As with so many of the practices in Buddhism, the place to begin is with oneself. It is easy to fall into patterns of social interaction that are a bit mindless and pro forma without ever acknowledging what is going on inside. The practice of insight dialogue begins with abandoning all those social conventions, and speaking from the inside, from an awareness of the feelings one carries around, the “background thoughts” we often cover up with pleasantries. “We are not often who we think we are, or who we think we should be.”
Yet the necessary core of self-knowledge is self-acceptance, a kindness towards ourselves that is not common in our American culture. The Dalai Lama and Mother Theresa have both spoken of the harsh self-judgments they found in America. Thich Nhat Hanh often writes about the need to leave aside critical self-judgments and actually learn to befriend ourselves. Sara’s exercises are “elegantly simple and still profound.” They begin in silence and solitude, to know the within so we can recognize our commonality with all beings. We will never be secure in our friendships and our sense of interconnectedness without knowing who we really are and seeing that in others as well.
Compassion is not pity, and empathy is impossible without self-awareness. Although we might sense that our feelings, pleasant, unpleasant or neutral, are unique, it is through reflective listening and insight dialogue that we discover that is an illusion. Sara show us how to pause to see those feelings in ourselves so we can recognize them in others and know the confidence that we are really not other from one another.

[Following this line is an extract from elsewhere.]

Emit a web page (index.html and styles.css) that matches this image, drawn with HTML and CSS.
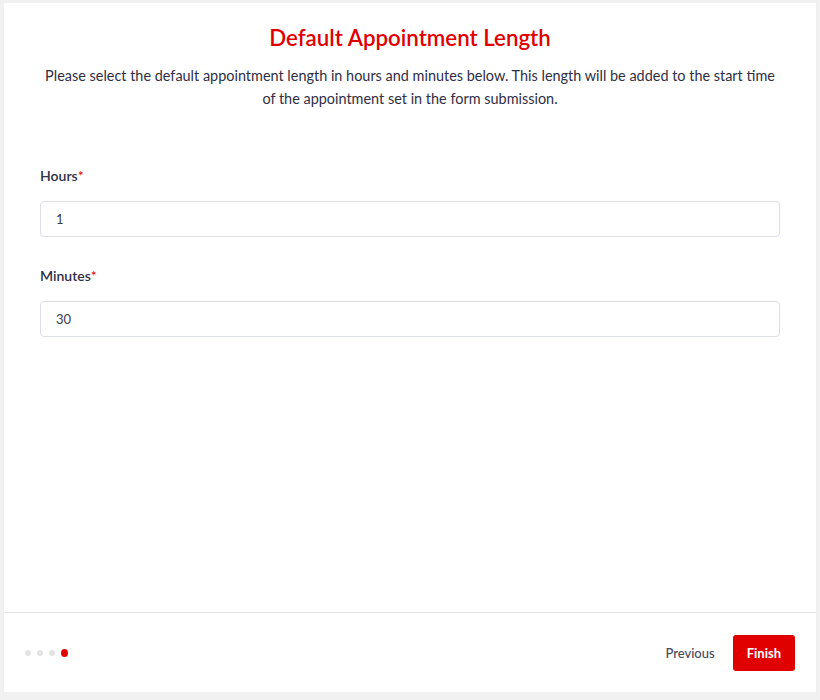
FILE: index.html
```html
<!DOCTYPE html>
<html lang="en">
<head>
  <meta charset="UTF-8" />
  <meta name="viewport" content="width=device-width, initial-scale=1.0">
  <title>Default Appointment Length</title>
  <link rel="stylesheet" href="styles.css">
</head>
<body>

  <div class="wizard-card">
    <main class="wizard-body">
      <h1 class="step-title">Default Appointment Length</h1>
      <p class="step-desc">Please select the default appointment length in hours and minutes below. This length will be added to the start time of the appointment set in the form submission.</p>

      <div class="field">
        <label for="hours" class="field-label">Hours<span class="req">*</span></label>
        <input type="text" id="hours" class="field-input" value="1">
      </div>

      <div class="field">
        <label for="minutes" class="field-label">Minutes<span class="req">*</span></label>
        <input type="text" id="minutes" class="field-input" value="30">
      </div>
    </main>

    <footer class="wizard-footer">
      <div class="steps">
        <span class="dot"></span>
        <span class="dot"></span>
        <span class="dot"></span>
        <span class="dot active"></span>
      </div>
      <div class="actions">
        <button class="btn-link">Previous</button>
        <button class="btn-primary">Finish</button>
      </div>
    </footer>
  </div>

</body>
</html>
```

FILE: styles.css
```css
:root {
  --brand-red: #e00000;
  --text-dark: #2f2f45;
  --border: #dcdfe6;
  --page-bg: #f1f1f1;
}

* {
  box-sizing: border-box;
  margin: 0;
  padding: 0;
}

body {
  background-color: var(--page-bg);
  font-family: 'Lato', 'Noto Sans', sans-serif;
  color: var(--text-dark);
  padding: 3px 4px 0;
}

.wizard-card {
  background: #ffffff;
  height: 689px;
  display: flex;
  flex-direction: column;
  box-shadow: 0 1px 2px rgba(0,0,0,0.04);
}

.wizard-body {
  flex: 1;
  padding: 21px 36px 0;
}

.step-title {
  color: var(--brand-red);
  font-size: 22.3px;
  font-weight: 600;
  line-height: 28px;
  text-align: center;
}

.step-desc {
  font-size: 14.45px;
  line-height: 23px;
  text-align: center;
  margin-top: 12px;
  padding: 0 5px;
}

.field {
  margin-top: 56px;
}

.field + .field {
  margin-top: 29px;
}

.field-label {
  display: block;
  font-size: 14px;
  font-weight: 600;
  line-height: 20px;
  margin-bottom: 15px;
}

.req {
  color: var(--brand-red);
  font-weight: 400;
}

.field-input {
  display: block;
  width: 100%;
  height: 36px;
  border: 1px solid var(--border);
  border-radius: 4px;
  padding: 0 15px;
  font-family: inherit;
  font-size: 13px;
  color: #3a3a4c;
  outline: none;
}

.wizard-footer {
  height: 80px;
  border-top: 1px solid #e4e4e4;
  display: flex;
  align-items: center;
  justify-content: space-between;
  padding: 0 21px;
}

.steps {
  display: flex;
  align-items: center;
  gap: 6px;
}

.dot {
  width: 6px;
  height: 6px;
  border-radius: 50%;
  background: #e3e3e6;
}

.dot.active {
  width: 7px;
  height: 8px;
  background: var(--brand-red);
}

.actions {
  display: flex;
  align-items: center;
}

.btn-link {
  background: none;
  border: none;
  font-family: inherit;
  font-size: 13px;
  font-weight: 500;
  color: #4a4a5c;
  padding: 0 18px;
  cursor: pointer;
}

.btn-primary {
  background: var(--brand-red);
  color: #ffffff;
  border: none;
  border-radius: 3px;
  height: 36px;
  padding: 0 14px;
  font-family: inherit;
  font-size: 13px;
  font-weight: 700;
  cursor: pointer;
}
```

…you will do for the love of others what you will not do for yourself.
Hello At Last is a little gem of a book. It reads easily, and still conveys a profound practice. It is difficult not to like this woman who grapples with the koan her teacher gave her.
“Here is the resolution of the koan I had been carrying around, the puzzle of how to deepen relationships while maintaining silence: communication is reined in from the claims of past and future, from the habit of reactivity, to the stillness of each moment, in which the right words will naturally arise.”
It is easy to trust her process, her practices, as she has shared it with us. She ends with a quote from a text by Allan Gurganus, an orientation address to those souls recently arrived in heaven. It ends with these words:
The Celestial offers you perfect, funny
Erotic company, eternally.
This is Paradise.
This, my dears, is all God has ever promised us:
HELLO AT LAST.
YOU HAVE ONLY
JUST BEGUN TO
KNOW EACH OTHER.
We need not wait for Heaven. Here, now, many of us are just beginning to know ourselves, ourselves in others, others in us.
May we be clear mirrors for each other, for seeing who we are, and who we are not. In our practice of being present to one another, may we find inspiration in the words “because you’re mine.” Not that we’re in charge of anyone but ourselves, or that we can change things for anyone else. But because, as my teacher likes to say, you will do for the love of others what you will not do for yourself. Until you realize that “they” and “you” are one.
Samayadevi is a 66-year-old mother of six, step-mother of four, step-grandmother of eight, and grandmother-to-be. She discovered meditation when she was thirteen and has been practicing (erratically) ever since. Her spiritual path has led her through Catholicism to the Episcopal church and finally into Buddhism. She was ordained into the Triratna Buddhist Order in the summer of 2007 on a three month retreat in Spain.